I just discovered that one of my modding attempts had some surprisingly fortunate, but weird and undesired effects.
I wanted to remove all of the useless rocks, like orthoclase and microcline, from the game in the hope of getting more gems and metal ores instead of large clusters of crap. My attempt involved just taking the matgloss_stone_mineral.txt entries and removing the brackets around all of the useless stones' names, believing that this would remove them from the game without actually deleting all of them.
Well, then I started up a map, used Reveal to survey the landscape, and found that there were mica and alunite clusters amongst my various igneous layers. This annoyed me, but I decided to make a fort anyway and just deal with their presence. A couple ingame years later, I chance to look at a mica stone. In its uses list, it claimed that it was an ore of aluminum, and was worth 120 instead of the expected 3. I found this more than a little confusing, so I looked at my stones screen.
Sure enough, mica is now, inexplicably, an ore of aluminum. Native aluminum apparently doesn't exist, despite the fact that I didn't mod it at all. Horn silver also doesn't exist, nor does calcite; instead, brimstone and alunite take their places, uses, and values. This was not what I had intended when I tried to remove useless stones from the game...

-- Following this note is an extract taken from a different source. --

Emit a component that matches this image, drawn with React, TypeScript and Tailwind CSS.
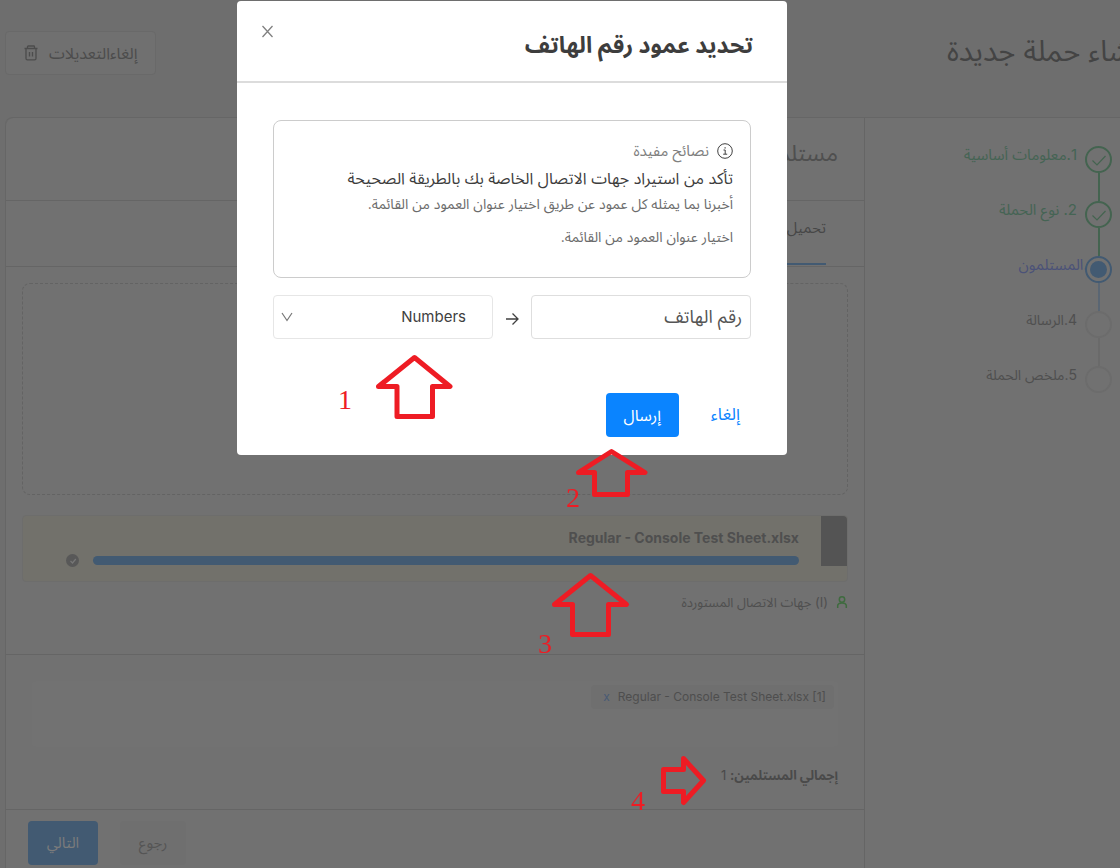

On the bright side, I now have flux (calcite-called-alunite) on a purely igneous map, as well as... Oh, probably about 400 native-aluminum-as-mica so far, with at least 2 more totally-untouched large clusters. Once I get a blacksmith up to legendary, I think I'm going to make enough aluminum tables and chairs to furnish my entire public dining hall, and maybe make all of my nobles full-aluminum rooms (the king'll get adamantine, since I've got a funhouse on my map).